===== DATA EXTRACT
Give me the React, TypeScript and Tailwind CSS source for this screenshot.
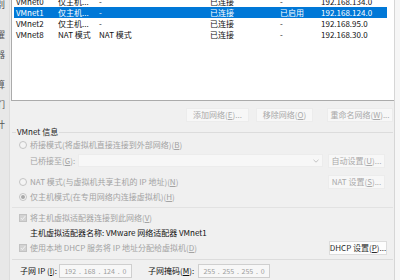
import React from "react";

type Row = {
  name: string;
  type: string;
  host: string;
  status: string;
  dhcp: string;
  subnet: string;
  selected?: boolean;
};

const ROWS: Row[] = [
  { name: "VMnet0", type: "仅主机...", host: "-", status: "已连接", dhcp: "-", subnet: "192.168.134.0" },
  { name: "VMnet1", type: "仅主机...", host: "-", status: "已连接", dhcp: "已启用", subnet: "192.168.124.0", selected: true },
  { name: "VMnet2", type: "仅主机...", host: "-", status: "已连接", dhcp: "-", subnet: "192.168.95.0" },
  { name: "VMnet8", type: "NAT 模式", host: "NAT 模式", status: "已连接", dhcp: "-", subnet: "192.168.30.0" },
];

// clipped glyphs of the window behind, only their right halves show
const BEHIND = ["别", "", "", "曜", "", "器", "", "", "算", "", "们", "", "计"];

function U({ c }: { c: string }) {
  return <span className="underline">{c}</span>;
}

function Btn({
  children,
  className,
  enabled,
}: {
  children: React.ReactNode;
  className: string;
  enabled?: boolean;
}) {
  return (
    <div
      className={`flex h-[14px] items-center justify-center whitespace-nowrap border ${
        enabled
          ? "border-[#dcdcdc] bg-[#fdfdfd] text-[#2a2a2a]"
          : "border-[#ececec] bg-[#f7f7f7] text-[#a9a9a9]"
      } ${className}`}
    >
      {children}
    </div>
  );
}

function Radio({ checked }: { checked?: boolean }) {
  return (
    <div className="flex h-[8px] w-[8px] items-center justify-center rounded-full border border-[#c4c4c4] bg-[#f4f4f4]">
      {checked ? <div className="h-[4px] w-[4px] rounded-full bg-[#a8a8a8]" /> : null}
    </div>
  );
}

function Check() {
  return (
    <div className="flex h-[8px] w-[8px] items-center justify-center border border-[#c2c2c2] bg-[#d3d3d3]">
      <svg width="6" height="6" viewBox="0 0 6 6">
        <path d="M0.8 3 L2.4 4.6 L5.2 1.2" fill="none" stroke="#f3f3f3" strokeWidth="1" />
      </svg>
    </div>
  );
}

function IpBox({ parts, className }: { parts: string[]; className: string }) {
  return (
    <div
      className={`flex h-[14px] items-center justify-around border border-[#cfcfcf] bg-[#f7f7f7] px-[3px] text-[7px] text-[#9c9c9c] ${className}`}
    >
      {parts.map((p, i) => (
        <React.Fragment key={i}>
          {i > 0 ? <span>.</span> : null}
          <span>{p}</span>
        </React.Fragment>
      ))}
    </div>
  );
}

export default function App() {
  return (
    <div className="flex h-[280px] w-[400px] overflow-hidden bg-[#f0f0f0] font-['Noto_Sans_CJK_SC','Liberation_Sans',sans-serif] text-[8px] leading-[10px] text-[#1a1a1a]">
      {/* window behind */}
      <div className="flex w-[10px] flex-col overflow-hidden border-r border-[#dddddd] bg-[#e8e8e8] text-[9px] leading-[10px] text-[#555]">
        {BEHIND.map((c, i) => (
          <div key={i} className="-ml-[4px] h-[10px] shrink-0">
            {c}
          </div>
        ))}
      </div>

      {/* dialog */}
      <div className="flex w-[385px] flex-col border-r border-[#d6d6d6] pl-[1px]">
        {/* network list */}
        <div className="h-[101px] overflow-hidden border-b border-l border-[#ababab] bg-white">
          <div className="-mt-[4px] pl-[2px]">
            {ROWS.map((r) => (
              <div
                key={r.name}
                className={`flex h-[11px] w-[373px] items-center whitespace-nowrap pl-[2px] ${
                  r.selected ? "bg-[#0078d7] text-white" : "text-[#111]"
                }`}
              >
                <div className="w-[42px]">{r.name}</div>
                <div className="w-[41px]">{r.type}</div>
                <div className="w-[111px]">{r.host}</div>
                <div className="w-[70px]">{r.status}</div>
                <div className="w-[41px]">{r.dhcp}</div>
                <div>{r.subnet}</div>
              </div>
            ))}
          </div>
        </div>

        {/* list buttons */}
        <div className="mt-[7px] flex justify-end pr-[1px]">
          <Btn className="w-[63px]">
            添加网络(<U c="E" />)...
          </Btn>
          <Btn className="ml-[7px] w-[57px]">
            移除网络(<U c="O" />)
          </Btn>
          <Btn className="ml-[14px] w-[66px]">
            重命名网络(<U c="W" />)...
          </Btn>
        </div>

        {/* VMnet info */}
        <div className="mt-[5px] flex h-[10px] items-center">
          <div className="ml-[1px] h-px w-[4px] bg-[#dcdcdc]" />
          <span className="px-[1px] text-[#222]">VMnet 信息</span>
          <div className="mr-[1px] h-px flex-1 bg-[#dcdcdc]" />
        </div>

        <div className="mt-[3px] flex h-[10px] items-center pl-[8px] text-[#a3a3a3]">
          <Radio />
          <span className="ml-[3px]">
            桥接模式(将虚拟机直接连接到外部网络)(<U c="B" />)
          </span>
        </div>

        <div className="mt-[4px] flex h-[13px] items-center pl-[19px] text-[#a3a3a3]">
          <span className="w-[48px] whitespace-nowrap">
            已桥接至(<U c="G" />):
          </span>
          <div className="flex h-[13px] w-[245px] items-center justify-end border border-[#ececec] bg-[#f7f7f7] pr-[3px]">
            <svg width="6" height="4" viewBox="0 0 6 4">
              <path d="M0.5 0.8 L3 3.2 L5.5 0.8" fill="none" stroke="#b5b5b5" strokeWidth="0.8" />
            </svg>
          </div>
          <Btn className="ml-[5px] w-[57px]">
            自动设置(<U c="U" />)...
          </Btn>
        </div>

        <div className="mt-[8px] flex h-[13px] items-center pl-[8px] pr-[9px] text-[#a3a3a3]">
          <Radio />
          <span className="ml-[3px] flex-1">
            NAT 模式(与虚拟机共享主机的 IP 地址)(<U c="N" />)
          </span>
          <Btn className="w-[57px]">
            NAT 设置(<U c="S" />)...
          </Btn>
        </div>

        <div className="mt-[4px] flex h-[10px] items-center pl-[8px] text-[#a3a3a3]">
          <Radio checked />
          <span className="ml-[3px]">
            仅主机模式(在专用网络内连接虚拟机)(<U c="H" />)
          </span>
        </div>

        <div className="mx-[1px] mt-[5px] h-px bg-[#e2e2e2]" />

        <div className="mt-[5px] flex h-[10px] items-center pl-[8px] text-[#a3a3a3]">
          <Check />
          <span className="ml-[3px]">
            将主机虚拟适配器连接到此网络(<U c="V" />)
          </span>
        </div>

        <div className="mt-[5px] flex h-[10px] items-center pl-[19px] text-[#111]">
          主机虚拟适配器名称: VMware 网络适配器 VMnet1
        </div>

        <div className="mt-[3px] flex h-[14px] items-center pl-[8px] pr-[7px]">
          <Check />
          <span className="ml-[3px] flex-1 text-[#a3a3a3]">
            使用本地 DHCP 服务将 IP 地址分配给虚拟机(<U c="D" />)
          </span>
          <Btn enabled className="w-[58px]">
            DHCP 设置(<U c="P" />)...
          </Btn>
        </div>

        <div className="mx-[1px] mt-[4px] h-px bg-[#dcdcdc]" />

        <div className="mt-[4px] flex h-[14px] items-center pl-[9px] text-[#111]">
          <span className="w-[39px] whitespace-nowrap">
            子网 IP (<U c="I" />):
          </span>
          <IpBox className="w-[73px]" parts={["192", "168", "124", "0"]} />
          <span className="ml-[16px] w-[50px] whitespace-nowrap">
            子网掩码(<U c="M" />):
          </span>
          <IpBox className="w-[72px]" parts={["255", "255", "255", "0"]} />
        </div>
      </div>

      <div className="w-[5px] bg-[#f6f6f6]" />
    </div>
  );
}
==========
> **EXERCISE OBJECTIVE**: Retype the whole listing, keeping every line identical and omitting all pictures.

> **EXERCISE RESPONSE**:
Give me the React, TypeScript and Tailwind CSS source for this screenshot.
import React from "react";

type Row = {
  name: string;
  type: string;
  host: string;
  status: string;
  dhcp: string;
  subnet: string;
  selected?: boolean;
};

const ROWS: Row[] = [
  { name: "VMnet0", type: "仅主机...", host: "-", status: "已连接", dhcp: "-", subnet: "192.168.134.0" },
  { name: "VMnet1", type: "仅主机...", host: "-", status: "已连接", dhcp: "已启用", subnet: "192.168.124.0", selected: true },
  { name: "VMnet2", type: "仅主机...", host: "-", status: "已连接", dhcp: "-", subnet: "192.168.95.0" },
  { name: "VMnet8", type: "NAT 模式", host: "NAT 模式", status: "已连接", dhcp: "-", subnet: "192.168.30.0" },
];

// clipped glyphs of the window behind, only their right halves show
const BEHIND = ["别", "", "", "曜", "", "器", "", "", "算", "", "们", "", "计"];

function U({ c }: { c: string }) {
  return <span className="underline">{c}</span>;
}

function Btn({
  children,
  className,
  enabled,
}: {
  children: React.ReactNode;
  className: string;
  enabled?: boolean;
}) {
  return (
    <div
      className={`flex h-[14px] items-center justify-center whitespace-nowrap border ${
        enabled
          ? "border-[#dcdcdc] bg-[#fdfdfd] text-[#2a2a2a]"
          : "border-[#ececec] bg-[#f7f7f7] text-[#a9a9a9]"
      } ${className}`}
    >
      {children}
    </div>
  );
}

function Radio({ checked }: { checked?: boolean }) {
  return (
    <div className="flex h-[8px] w-[8px] items-center justify-center rounded-full border border-[#c4c4c4] bg-[#f4f4f4]">
      {checked ? <div className="h-[4px] w-[4px] rounded-full bg-[#a8a8a8]" /> : null}
    </div>
  );
}

function Check() {
  return (
    <div className="flex h-[8px] w-[8px] items-center justify-center border border-[#c2c2c2] bg-[#d3d3d3]">
      <svg width="6" height="6" viewBox="0 0 6 6">
        <path d="M0.8 3 L2.4 4.6 L5.2 1.2" fill="none" stroke="#f3f3f3" strokeWidth="1" />
      </svg>
    </div>
  );
}

function IpBox({ parts, className }: { parts: string[]; className: string }) {
  return (
    <div
      className={`flex h-[14px] items-center justify-around border border-[#cfcfcf] bg-[#f7f7f7] px-[3px] text-[7px] text-[#9c9c9c] ${className}`}
    >
      {parts.map((p, i) => (
        <React.Fragment key={i}>
          {i > 0 ? <span>.</span> : null}
          <span>{p}</span>
        </React.Fragment>
      ))}
    </div>
  );
}

export default function App() {
  return (
    <div className="flex h-[280px] w-[400px] overflow-hidden bg-[#f0f0f0] font-['Noto_Sans_CJK_SC','Liberation_Sans',sans-serif] text-[8px] leading-[10px] text-[#1a1a1a]">
      {/* window behind */}
      <div className="flex w-[10px] flex-col overflow-hidden border-r border-[#dddddd] bg-[#e8e8e8] text-[9px] leading-[10px] text-[#555]">
        {BEHIND.map((c, i) => (
          <div key={i} className="-ml-[4px] h-[10px] shrink-0">
            {c}
          </div>
        ))}
      </div>

      {/* dialog */}
      <div className="flex w-[385px] flex-col border-r border-[#d6d6d6] pl-[1px]">
        {/* network list */}
        <div className="h-[101px] overflow-hidden border-b border-l border-[#ababab] bg-white">
          <div className="-mt-[4px] pl-[2px]">
            {ROWS.map((r) => (
              <div
                key={r.name}
                className={`flex h-[11px] w-[373px] items-center whitespace-nowrap pl-[2px] ${
                  r.selected ? "bg-[#0078d7] text-white" : "text-[#111]"
                }`}
              >
                <div className="w-[42px]">{r.name}</div>
                <div className="w-[41px]">{r.type}</div>
                <div className="w-[111px]">{r.host}</div>
                <div className="w-[70px]">{r.status}</div>
                <div className="w-[41px]">{r.dhcp}</div>
                <div>{r.subnet}</div>
              </div>
            ))}
          </div>
        </div>

        {/* list buttons */}
        <div className="mt-[7px] flex justify-end pr-[1px]">
          <Btn className="w-[63px]">
            添加网络(<U c="E" />)...
          </Btn>
          <Btn className="ml-[7px] w-[57px]">
            移除网络(<U c="O" />)
          </Btn>
          <Btn className="ml-[14px] w-[66px]">
            重命名网络(<U c="W" />)...
          </Btn>
        </div>

        {/* VMnet info */}
        <div className="mt-[5px] flex h-[10px] items-center">
          <div className="ml-[1px] h-px w-[4px] bg-[#dcdcdc]" />
          <span className="px-[1px] text-[#222]">VMnet 信息</span>
          <div className="mr-[1px] h-px flex-1 bg-[#dcdcdc]" />
        </div>

        <div className="mt-[3px] flex h-[10px] items-center pl-[8px] text-[#a3a3a3]">
          <Radio />
          <span className="ml-[3px]">
            桥接模式(将虚拟机直接连接到外部网络)(<U c="B" />)
          </span>
        </div>

        <div className="mt-[4px] flex h-[13px] items-center pl-[19px] text-[#a3a3a3]">
          <span className="w-[48px] whitespace-nowrap">
            已桥接至(<U c="G" />):
          </span>
          <div className="flex h-[13px] w-[245px] items-center justify-end border border-[#ececec] bg-[#f7f7f7] pr-[3px]">
            <svg width="6" height="4" viewBox="0 0 6 4">
              <path d="M0.5 0.8 L3 3.2 L5.5 0.8" fill="none" stroke="#b5b5b5" strokeWidth="0.8" />
            </svg>
          </div>
          <Btn className="ml-[5px] w-[57px]">
            自动设置(<U c="U" />)...
          </Btn>
        </div>

        <div className="mt-[8px] flex h-[13px] items-center pl-[8px] pr-[9px] text-[#a3a3a3]">
          <Radio />
          <span className="ml-[3px] flex-1">
            NAT 模式(与虚拟机共享主机的 IP 地址)(<U c="N" />)
          </span>
          <Btn className="w-[57px]">
            NAT 设置(<U c="S" />)...
          </Btn>
        </div>

        <div className="mt-[4px] flex h-[10px] items-center pl-[8px] text-[#a3a3a3]">
          <Radio checked />
          <span className="ml-[3px]">
            仅主机模式(在专用网络内连接虚拟机)(<U c="H" />)
          </span>
        </div>

        <div className="mx-[1px] mt-[5px] h-px bg-[#e2e2e2]" />

        <div className="mt-[5px] flex h-[10px] items-center pl-[8px] text-[#a3a3a3]">
          <Check />
          <span className="ml-[3px]">
            将主机虚拟适配器连接到此网络(<U c="V" />)
          </span>
        </div>

        <div className="mt-[5px] flex h-[10px] items-center pl-[19px] text-[#111]">
          主机虚拟适配器名称: VMware 网络适配器 VMnet1
        </div>

        <div className="mt-[3px] flex h-[14px] items-center pl-[8px] pr-[7px]">
          <Check />
          <span className="ml-[3px] flex-1 text-[#a3a3a3]">
            使用本地 DHCP 服务将 IP 地址分配给虚拟机(<U c="D" />)
          </span>
          <Btn enabled className="w-[58px]">
            DHCP 设置(<U c="P" />)...
          </Btn>
        </div>

        <div className="mx-[1px] mt-[4px] h-px bg-[#dcdcdc]" />

        <div className="mt-[4px] flex h-[14px] items-center pl-[9px] text-[#111]">
          <span className="w-[39px] whitespace-nowrap">
            子网 IP (<U c="I" />):
          </span>
          <IpBox className="w-[73px]" parts={["192", "168", "124", "0"]} />
          <span className="ml-[16px] w-[50px] whitespace-nowrap">
            子网掩码(<U c="M" />):
          </span>
          <IpBox className="w-[72px]" parts={["255", "255", "255", "0"]} />
        </div>
      </div>

      <div className="w-[5px] bg-[#f6f6f6]" />
    </div>
  );
}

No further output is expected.